* BEGIN *

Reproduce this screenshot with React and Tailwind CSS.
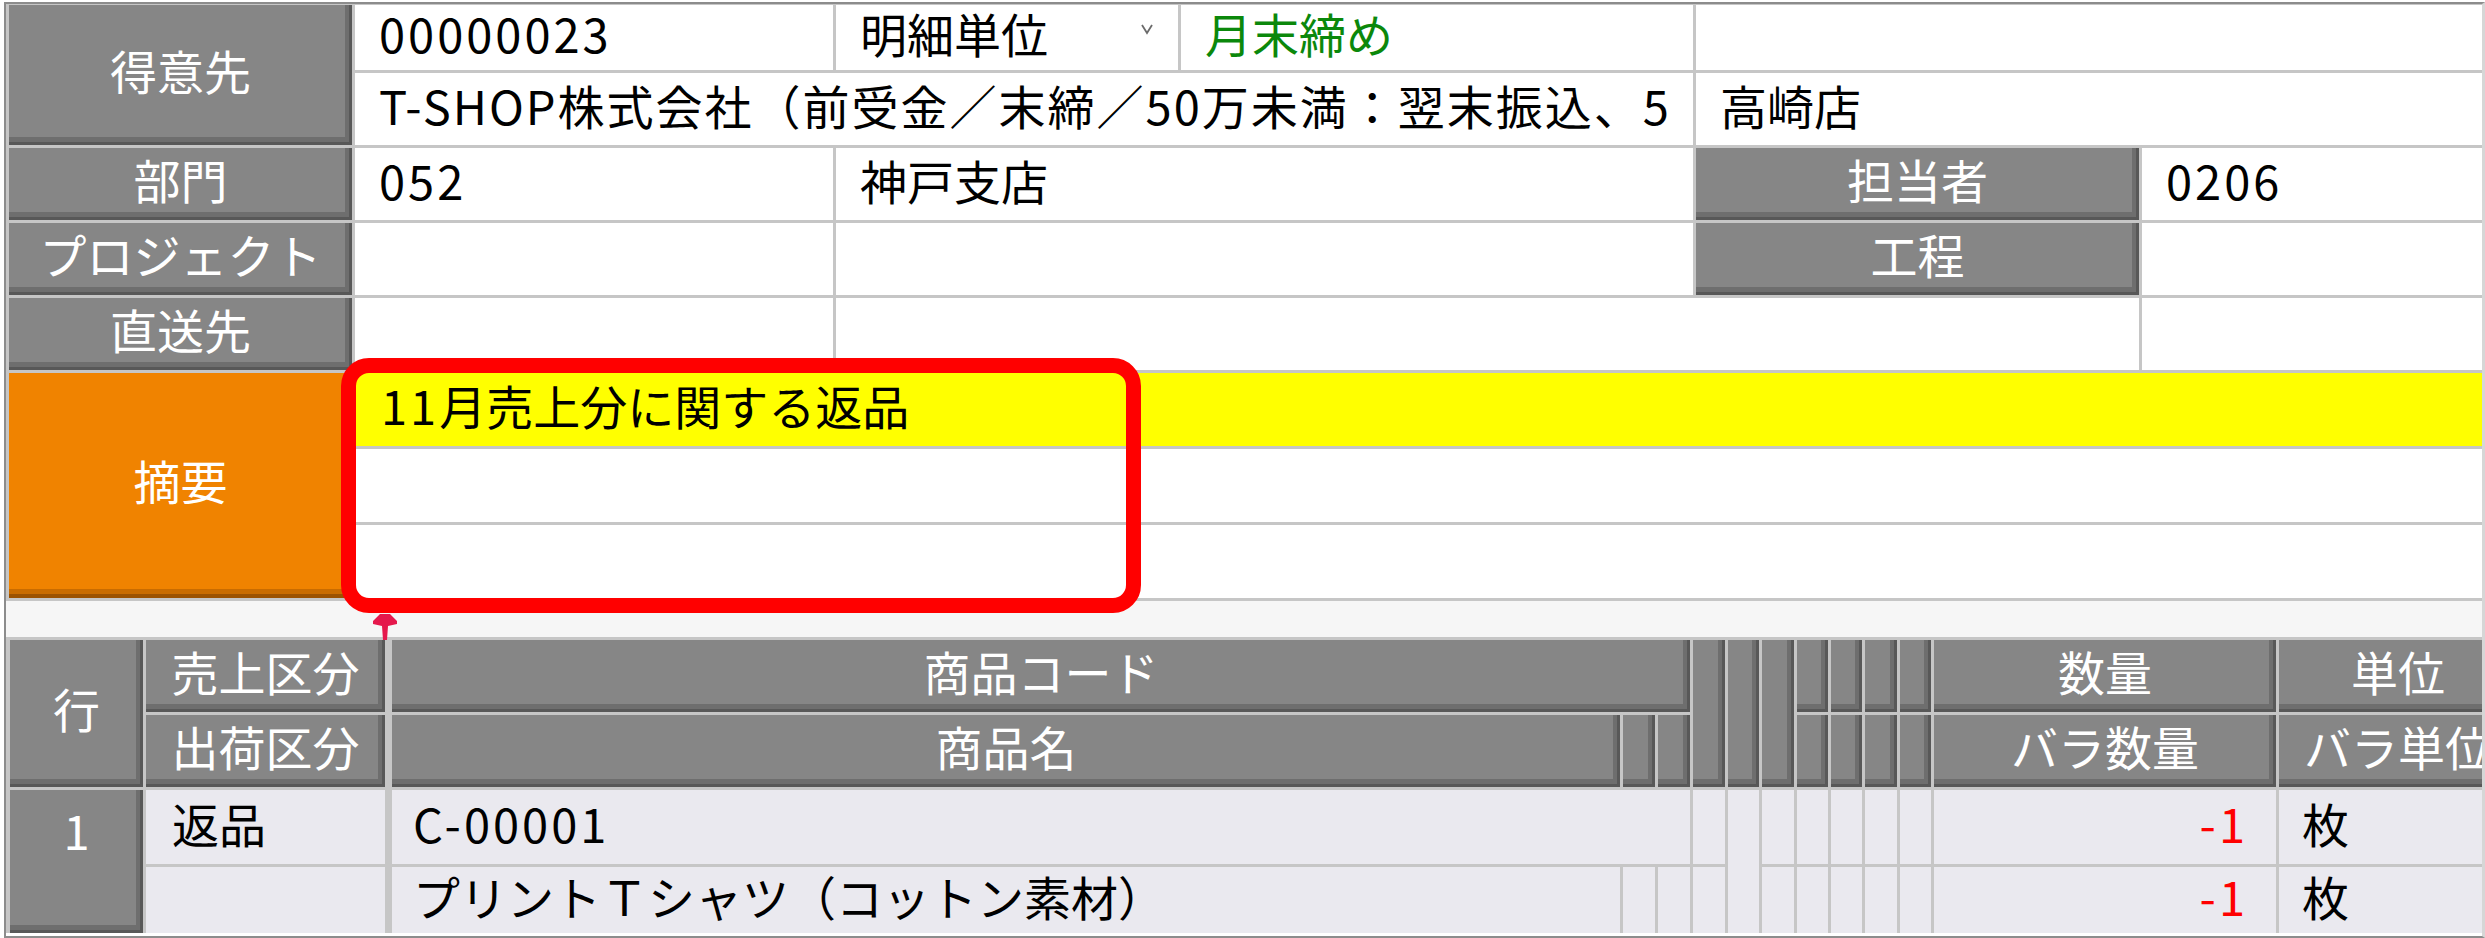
const font = "font-['Noto_Sans_CJK_JP','Noto_Sans',sans-serif]";
const dark = "bg-[#868686] text-white shadow-[inset_-3px_-3px_0_#585858,inset_-7px_-8px_0_#6e6e6e]";

function Label({ className = "", children }) {
  return (
    <div className={`${dark} flex items-center justify-center pb-[10px] ${className}`}>
      {children}
    </div>
  );
}

function Cell({ bg = "bg-white", className = "", children }) {
  return (
    <div className={`${bg} flex items-center pl-[24px] pb-[8px] whitespace-nowrap ${className}`}>
      {children}
    </div>
  );
}

function Td({ className = "", children }) {
  return (
    <div className={`bg-[#eae9ef] flex items-center pb-[8px] whitespace-nowrap ${className}`}>
      {children}
    </div>
  );
}

function Th({ className = "", children }) {
  return (
    <div className={`${dark} flex items-center justify-center pb-[10px] whitespace-nowrap ${className}`}>
      {children}
    </div>
  );
}

// digits in the reference font run a little wider
function Num({ children }) {
  return <span className="tracking-[3px]">{children}</span>;
}

function Chevron() {
  return (
    <svg width="14" height="12" viewBox="0 0 14 12" className="mb-[10px]">
      <polyline points="2,2 7,10 12,2" fill="none" stroke="#6b6b6b" strokeWidth="1.8" />
    </svg>
  );
}

function Pin() {
  return (
    <svg width="24" height="26" viewBox="0 0 24 26">
      <path d="M7 0 L17 0 L24 7 L24 10 L15 12 L14 26 L10 26 L9 12 L0 10 L0 7 Z" fill="#e5184c" />
    </svg>
  );
}

export default function App() {
  return (
    <div className={`${font} relative w-[2485px] h-[938px] bg-white overflow-hidden pl-[4px] pt-[2px] text-[47px] leading-[1.2] text-black`}>
      <div className="h-[936px] border-l-2 border-t-2 border-b-2 border-[#8c8c8c] border-r-[3px] border-r-[#d6d6d6] overflow-hidden">
        {/* header form */}
        <div className="grid grid-cols-[343px_478px_342px_512px_443px_1fr] grid-rows-[65px_72px_72px_72px_72px_73px_73px_73px] gap-[3px] bg-[#c6c6c6] pl-[3px] pt-[1px] pb-[3px]">
          <Label className="col-start-1 row-start-1 row-span-2">得意先</Label>
          <Cell className="col-start-2 row-start-1"><Num>00000023</Num></Cell>
          <Cell className="col-start-3 row-start-1 justify-between pl-[19px] pr-[24px]">
            <span>明細単位</span>
            <Chevron />
          </Cell>
          <Cell className="col-start-4 row-start-1 text-[#0b880b]">月末締め</Cell>
          <Cell className="col-start-5 col-span-2 row-start-1" />

          <Cell className="col-start-2 col-span-3 row-start-2 tracking-[2px]">T-SHOP株式会社（前受金／末締／50万未満：翌末振込、5</Cell>
          <Cell className="col-start-5 col-span-2 row-start-2">高崎店</Cell>

          <Label className="col-start-1 row-start-3">部門</Label>
          <Cell className="col-start-2 row-start-3"><Num>052</Num></Cell>
          <Cell className="col-start-3 col-span-2 row-start-3">神戸支店</Cell>
          <Label className="col-start-5 row-start-3">担当者</Label>
          <Cell className="col-start-6 row-start-3"><Num>0206</Num></Cell>

          <Label className="col-start-1 row-start-4">プロジェクト</Label>
          <Cell className="col-start-2 row-start-4" />
          <Cell className="col-start-3 col-span-2 row-start-4" />
          <Label className="col-start-5 row-start-4">工程</Label>
          <Cell className="col-start-6 row-start-4" />

          <Label className="col-start-1 row-start-5">直送先</Label>
          <Cell className="col-start-2 row-start-5" />
          <Cell className="col-start-3 col-span-3 row-start-5" />
          <Cell className="col-start-6 row-start-5" />

          <div className="col-start-1 row-start-6 row-span-3 bg-[#f08300] text-white flex items-center justify-center pb-[10px] shadow-[inset_0_-4px_0_#9c5200,inset_0_-9px_0_#c96c00]">
            摘要
          </div>
          <Cell bg="bg-[#ffff00]" className="col-start-2 col-span-5 row-start-6 pl-[26px]">
            <Num>11</Num>月売上分に関する返品
          </Cell>
          <Cell className="col-start-2 col-span-5 row-start-7" />
          <Cell className="col-start-2 col-span-5 row-start-8" />
        </div>

        <div className="h-[36px] bg-[#f6f6f6]" />

        {/* detail grid */}
        <div className="grid grid-cols-[133px_239px_1px_1228px_32px_32px_32px_31px_32px_31px_31px_32px_31px_342px_238px] grid-rows-[72px_72px_74px_66px] gap-[3px] bg-[#c6c6c6] pl-[4px] pt-[3px] w-max">
          <Th className="col-start-1 row-start-1 row-span-2">行</Th>
          <Th className="col-start-2 row-start-1">売上区分</Th>
          <Th className="col-start-2 row-start-2">出荷区分</Th>
          <Th className="col-start-4 col-span-3 row-start-1">商品コード</Th>
          <Th className="col-start-4 row-start-2">商品名</Th>
          <Th className="col-start-5 row-start-2" />
          <Th className="col-start-6 row-start-2" />
          <Th className="col-start-7 row-start-1 row-span-2" />
          <Th className="col-start-8 row-start-1 row-span-2" />
          <Th className="col-start-9 row-start-1 row-span-2" />
          <Th className="col-start-10 row-start-1" />
          <Th className="col-start-11 row-start-1" />
          <Th className="col-start-12 row-start-1" />
          <Th className="col-start-13 row-start-1" />
          <Th className="col-start-10 row-start-2" />
          <Th className="col-start-11 row-start-2" />
          <Th className="col-start-12 row-start-2" />
          <Th className="col-start-13 row-start-2" />
          <Th className="col-start-14 row-start-1">数量</Th>
          <Th className="col-start-14 row-start-2">バラ数量</Th>
          <Th className="col-start-15 row-start-1">単位</Th>
          <Th className="col-start-15 row-start-2">バラ単位</Th>

          <div className={`${dark} col-start-1 row-start-3 row-span-2 flex justify-center pt-[12px]`}>1</div>
          <Td className="col-start-2 row-start-3 pl-[26px]">返品</Td>
          <Td className="col-start-2 row-start-4" />
          <Td className="col-start-4 col-span-3 row-start-3 pl-[21px]"><Num>C-00001</Num></Td>
          <Td className="col-start-7 row-start-3" />
          <Td className="col-start-8 row-start-3 row-span-2" />
          <Td className="col-start-9 row-start-3" />
          <Td className="col-start-10 row-start-3" />
          <Td className="col-start-11 row-start-3" />
          <Td className="col-start-12 row-start-3" />
          <Td className="col-start-13 row-start-3" />
          <Td className="col-start-14 row-start-3 justify-end pr-[28px] text-[#ff0000]"><Num>-1</Num></Td>
          <Td className="col-start-15 row-start-3 pl-[23px]">枚</Td>

          <Td className="col-start-4 row-start-4 pl-[21px]">プリントＴシャツ（コットン素材）</Td>
          <Td className="col-start-5 row-start-4" />
          <Td className="col-start-6 row-start-4" />
          <Td className="col-start-7 row-start-4" />
          <Td className="col-start-9 row-start-4" />
          <Td className="col-start-10 row-start-4" />
          <Td className="col-start-11 row-start-4" />
          <Td className="col-start-12 row-start-4" />
          <Td className="col-start-13 row-start-4" />
          <Td className="col-start-14 row-start-4 justify-end pr-[28px] text-[#ff0000]"><Num>-1</Num></Td>
          <Td className="col-start-15 row-start-4 pl-[23px]">枚</Td>
        </div>
      </div>

      {/* highlight overlay */}
      <div className="absolute left-[341px] top-[358px] w-[800px] h-[255px] border-[15px] border-[#ff0000] rounded-[28px]" />
      <div className="absolute left-[373px] top-[614px]">
        <Pin />
      </div>
    </div>
  );
}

* END *

» **Short task**
Retype the data above exactly; pictures are not part of the copy.

» **Expected answer**
Reproduce this screenshot with React and Tailwind CSS.
const font = "font-['Noto_Sans_CJK_JP','Noto_Sans',sans-serif]";
const dark = "bg-[#868686] text-white shadow-[inset_-3px_-3px_0_#585858,inset_-7px_-8px_0_#6e6e6e]";

function Label({ className = "", children }) {
  return (
    <div className={`${dark} flex items-center justify-center pb-[10px] ${className}`}>
      {children}
    </div>
  );
}

function Cell({ bg = "bg-white", className = "", children }) {
  return (
    <div className={`${bg} flex items-center pl-[24px] pb-[8px] whitespace-nowrap ${className}`}>
      {children}
    </div>
  );
}

function Td({ className = "", children }) {
  return (
    <div className={`bg-[#eae9ef] flex items-center pb-[8px] whitespace-nowrap ${className}`}>
      {children}
    </div>
  );
}

function Th({ className = "", children }) {
  return (
    <div className={`${dark} flex items-center justify-center pb-[10px] whitespace-nowrap ${className}`}>
      {children}
    </div>
  );
}

// digits in the reference font run a little wider
function Num({ children }) {
  return <span className="tracking-[3px]">{children}</span>;
}

function Chevron() {
  return (
    <svg width="14" height="12" viewBox="0 0 14 12" className="mb-[10px]">
      <polyline points="2,2 7,10 12,2" fill="none" stroke="#6b6b6b" strokeWidth="1.8" />
    </svg>
  );
}

function Pin() {
  return (
    <svg width="24" height="26" viewBox="0 0 24 26">
      <path d="M7 0 L17 0 L24 7 L24 10 L15 12 L14 26 L10 26 L9 12 L0 10 L0 7 Z" fill="#e5184c" />
    </svg>
  );
}

export default function App() {
  return (
    <div className={`${font} relative w-[2485px] h-[938px] bg-white overflow-hidden pl-[4px] pt-[2px] text-[47px] leading-[1.2] text-black`}>
      <div className="h-[936px] border-l-2 border-t-2 border-b-2 border-[#8c8c8c] border-r-[3px] border-r-[#d6d6d6] overflow-hidden">
        {/* header form */}
        <div className="grid grid-cols-[343px_478px_342px_512px_443px_1fr] grid-rows-[65px_72px_72px_72px_72px_73px_73px_73px] gap-[3px] bg-[#c6c6c6] pl-[3px] pt-[1px] pb-[3px]">
          <Label className="col-start-1 row-start-1 row-span-2">得意先</Label>
          <Cell className="col-start-2 row-start-1"><Num>00000023</Num></Cell>
          <Cell className="col-start-3 row-start-1 justify-between pl-[19px] pr-[24px]">
            <span>明細単位</span>
            <Chevron />
          </Cell>
          <Cell className="col-start-4 row-start-1 text-[#0b880b]">月末締め</Cell>
          <Cell className="col-start-5 col-span-2 row-start-1" />

          <Cell className="col-start-2 col-span-3 row-start-2 tracking-[2px]">T-SHOP株式会社（前受金／末締／50万未満：翌末振込、5</Cell>
          <Cell className="col-start-5 col-span-2 row-start-2">高崎店</Cell>

          <Label className="col-start-1 row-start-3">部門</Label>
          <Cell className="col-start-2 row-start-3"><Num>052</Num></Cell>
          <Cell className="col-start-3 col-span-2 row-start-3">神戸支店</Cell>
          <Label className="col-start-5 row-start-3">担当者</Label>
          <Cell className="col-start-6 row-start-3"><Num>0206</Num></Cell>

          <Label className="col-start-1 row-start-4">プロジェクト</Label>
          <Cell className="col-start-2 row-start-4" />
          <Cell className="col-start-3 col-span-2 row-start-4" />
          <Label className="col-start-5 row-start-4">工程</Label>
          <Cell className="col-start-6 row-start-4" />

          <Label className="col-start-1 row-start-5">直送先</Label>
          <Cell className="col-start-2 row-start-5" />
          <Cell className="col-start-3 col-span-3 row-start-5" />
          <Cell className="col-start-6 row-start-5" />

          <div className="col-start-1 row-start-6 row-span-3 bg-[#f08300] text-white flex items-center justify-center pb-[10px] shadow-[inset_0_-4px_0_#9c5200,inset_0_-9px_0_#c96c00]">
            摘要
          </div>
          <Cell bg="bg-[#ffff00]" className="col-start-2 col-span-5 row-start-6 pl-[26px]">
            <Num>11</Num>月売上分に関する返品
          </Cell>
          <Cell className="col-start-2 col-span-5 row-start-7" />
          <Cell className="col-start-2 col-span-5 row-start-8" />
        </div>

        <div className="h-[36px] bg-[#f6f6f6]" />

        {/* detail grid */}
        <div className="grid grid-cols-[133px_239px_1px_1228px_32px_32px_32px_31px_32px_31px_31px_32px_31px_342px_238px] grid-rows-[72px_72px_74px_66px] gap-[3px] bg-[#c6c6c6] pl-[4px] pt-[3px] w-max">
          <Th className="col-start-1 row-start-1 row-span-2">行</Th>
          <Th className="col-start-2 row-start-1">売上区分</Th>
          <Th className="col-start-2 row-start-2">出荷区分</Th>
          <Th className="col-start-4 col-span-3 row-start-1">商品コード</Th>
          <Th className="col-start-4 row-start-2">商品名</Th>
          <Th className="col-start-5 row-start-2" />
          <Th className="col-start-6 row-start-2" />
          <Th className="col-start-7 row-start-1 row-span-2" />
          <Th className="col-start-8 row-start-1 row-span-2" />
          <Th className="col-start-9 row-start-1 row-span-2" />
          <Th className="col-start-10 row-start-1" />
          <Th className="col-start-11 row-start-1" />
          <Th className="col-start-12 row-start-1" />
          <Th className="col-start-13 row-start-1" />
          <Th className="col-start-10 row-start-2" />
          <Th className="col-start-11 row-start-2" />
          <Th className="col-start-12 row-start-2" />
          <Th className="col-start-13 row-start-2" />
          <Th className="col-start-14 row-start-1">数量</Th>
          <Th className="col-start-14 row-start-2">バラ数量</Th>
          <Th className="col-start-15 row-start-1">単位</Th>
          <Th className="col-start-15 row-start-2">バラ単位</Th>

          <div className={`${dark} col-start-1 row-start-3 row-span-2 flex justify-center pt-[12px]`}>1</div>
          <Td className="col-start-2 row-start-3 pl-[26px]">返品</Td>
          <Td className="col-start-2 row-start-4" />
          <Td className="col-start-4 col-span-3 row-start-3 pl-[21px]"><Num>C-00001</Num></Td>
          <Td className="col-start-7 row-start-3" />
          <Td className="col-start-8 row-start-3 row-span-2" />
          <Td className="col-start-9 row-start-3" />
          <Td className="col-start-10 row-start-3" />
          <Td className="col-start-11 row-start-3" />
          <Td className="col-start-12 row-start-3" />
          <Td className="col-start-13 row-start-3" />
          <Td className="col-start-14 row-start-3 justify-end pr-[28px] text-[#ff0000]"><Num>-1</Num></Td>
          <Td className="col-start-15 row-start-3 pl-[23px]">枚</Td>

          <Td className="col-start-4 row-start-4 pl-[21px]">プリントＴシャツ（コットン素材）</Td>
          <Td className="col-start-5 row-start-4" />
          <Td className="col-start-6 row-start-4" />
          <Td className="col-start-7 row-start-4" />
          <Td className="col-start-9 row-start-4" />
          <Td className="col-start-10 row-start-4" />
          <Td className="col-start-11 row-start-4" />
          <Td className="col-start-12 row-start-4" />
          <Td className="col-start-13 row-start-4" />
          <Td className="col-start-14 row-start-4 justify-end pr-[28px] text-[#ff0000]"><Num>-1</Num></Td>
          <Td className="col-start-15 row-start-4 pl-[23px]">枚</Td>
        </div>
      </div>

      {/* highlight overlay */}
      <div className="absolute left-[341px] top-[358px] w-[800px] h-[255px] border-[15px] border-[#ff0000] rounded-[28px]" />
      <div className="absolute left-[373px] top-[614px]">
        <Pin />
      </div>
    </div>
  );
}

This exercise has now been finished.